* [GIVEN REQUEST]:
Reproduce the listing below character for character; drop every image.

* [SUPPLIED DATA]:
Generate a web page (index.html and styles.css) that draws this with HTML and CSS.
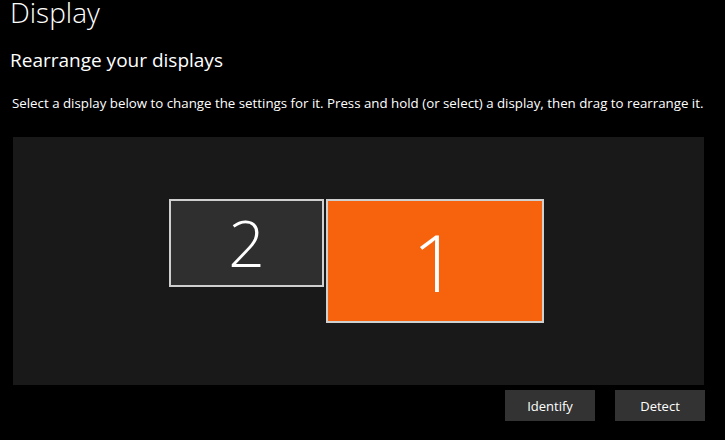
FILE: index.html
```html
<!DOCTYPE html>
<html>
<head>
<meta charset="utf-8">
<link rel="stylesheet" href="styles.css">
</head>
<body>
<div class="page">
  <h1 class="title">Display</h1>
  <h2 class="subtitle">Rearrange your displays</h2>
  <p class="desc">Select a display below to change the settings for it. Press and hold (or select) a display, then drag to rearrange it.</p>
  <div class="canvas">
    <div class="monitor monitor-2"><span class="num">2</span></div>
    <div class="monitor monitor-1"><span class="num">1</span></div>
  </div>
  <div class="actions">
    <button class="btn">Identify</button>
    <button class="btn">Detect</button>
  </div>
</div>
</body>
</html>
```
FILE: styles.css
```css
html, body {
  margin: 0;
  padding: 0;
  background: #000;
}
body {
  font-family: "Open Sans", "Noto Sans", sans-serif;
  color: #fff;
  width: 725px;
  height: 440px;
  overflow: hidden;
}
.page {
  display: flex;
  flex-direction: column;
}
.title {
  margin: 0 0 0 10px;
  font-size: 28px;
  font-weight: 300;
  line-height: 24px;
}
.subtitle {
  margin: 23px 0 0 10px;
  font-size: 19px;
  font-weight: 400;
  line-height: 26px;
}
.desc {
  margin: 21px 0 0 12px;
  font-size: 13.3px;
  line-height: 18px;
  white-space: nowrap;
}
.canvas {
  position: relative;
  margin: 25px 0 0 13px;
  width: 691px;
  height: 248px;
  background: #191919;
}
.monitor {
  position: absolute;
  box-sizing: border-box;
  border: 2px solid #cfcfcf;
  display: flex;
  align-items: center;
  justify-content: center;
  color: #fff;
  font-weight: 300;
}
.monitor-2 {
  left: 156px;
  top: 62px;
  width: 155px;
  height: 88px;
  background: #2f2f2f;
  font-size: 64px;
}
.monitor-1 {
  left: 313px;
  top: 62px;
  width: 218px;
  height: 124px;
  background: #f7630c;
  font-size: 80px;
}
.num {
  line-height: 1;
}
.actions {
  display: flex;
  justify-content: flex-end;
  gap: 20px;
  margin: 5px 20px 0 0;
}
.btn {
  width: 90px;
  height: 31px;
  border: none;
  background: #333;
  color: #fff;
  font-family: "Open Sans", "Noto Sans", sans-serif;
  font-size: 13px;
  padding: 0;
}
```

* [SOLVED PROBLEM]:
Generate a web page (index.html and styles.css) that draws this with HTML and CSS.
FILE: index.html
```html
<!DOCTYPE html>
<html>
<head>
<meta charset="utf-8">
<link rel="stylesheet" href="styles.css">
</head>
<body>
<div class="page">
  <h1 class="title">Display</h1>
  <h2 class="subtitle">Rearrange your displays</h2>
  <p class="desc">Select a display below to change the settings for it. Press and hold (or select) a display, then drag to rearrange it.</p>
  <div class="canvas">
    <div class="monitor monitor-2"><span class="num">2</span></div>
    <div class="monitor monitor-1"><span class="num">1</span></div>
  </div>
  <div class="actions">
    <button class="btn">Identify</button>
    <button class="btn">Detect</button>
  </div>
</div>
</body>
</html>
```
FILE: styles.css
```css
html, body {
  margin: 0;
  padding: 0;
  background: #000;
}
body {
  font-family: "Open Sans", "Noto Sans", sans-serif;
  color: #fff;
  width: 725px;
  height: 440px;
  overflow: hidden;
}
.page {
  display: flex;
  flex-direction: column;
}
.title {
  margin: 0 0 0 10px;
  font-size: 28px;
  font-weight: 300;
  line-height: 24px;
}
.subtitle {
  margin: 23px 0 0 10px;
  font-size: 19px;
  font-weight: 400;
  line-height: 26px;
}
.desc {
  margin: 21px 0 0 12px;
  font-size: 13.3px;
  line-height: 18px;
  white-space: nowrap;
}
.canvas {
  position: relative;
  margin: 25px 0 0 13px;
  width: 691px;
  height: 248px;
  background: #191919;
}
.monitor {
  position: absolute;
  box-sizing: border-box;
  border: 2px solid #cfcfcf;
  display: flex;
  align-items: center;
  justify-content: center;
  color: #fff;
  font-weight: 300;
}
.monitor-2 {
  left: 156px;
  top: 62px;
  width: 155px;
  height: 88px;
  background: #2f2f2f;
  font-size: 64px;
}
.monitor-1 {
  left: 313px;
  top: 62px;
  width: 218px;
  height: 124px;
  background: #f7630c;
  font-size: 80px;
}
.num {
  line-height: 1;
}
.actions {
  display: flex;
  justify-content: flex-end;
  gap: 20px;
  margin: 5px 20px 0 0;
}
.btn {
  width: 90px;
  height: 31px;
  border: none;
  background: #333;
  color: #fff;
  font-family: "Open Sans", "Noto Sans", sans-serif;
  font-size: 13px;
  padding: 0;
}
```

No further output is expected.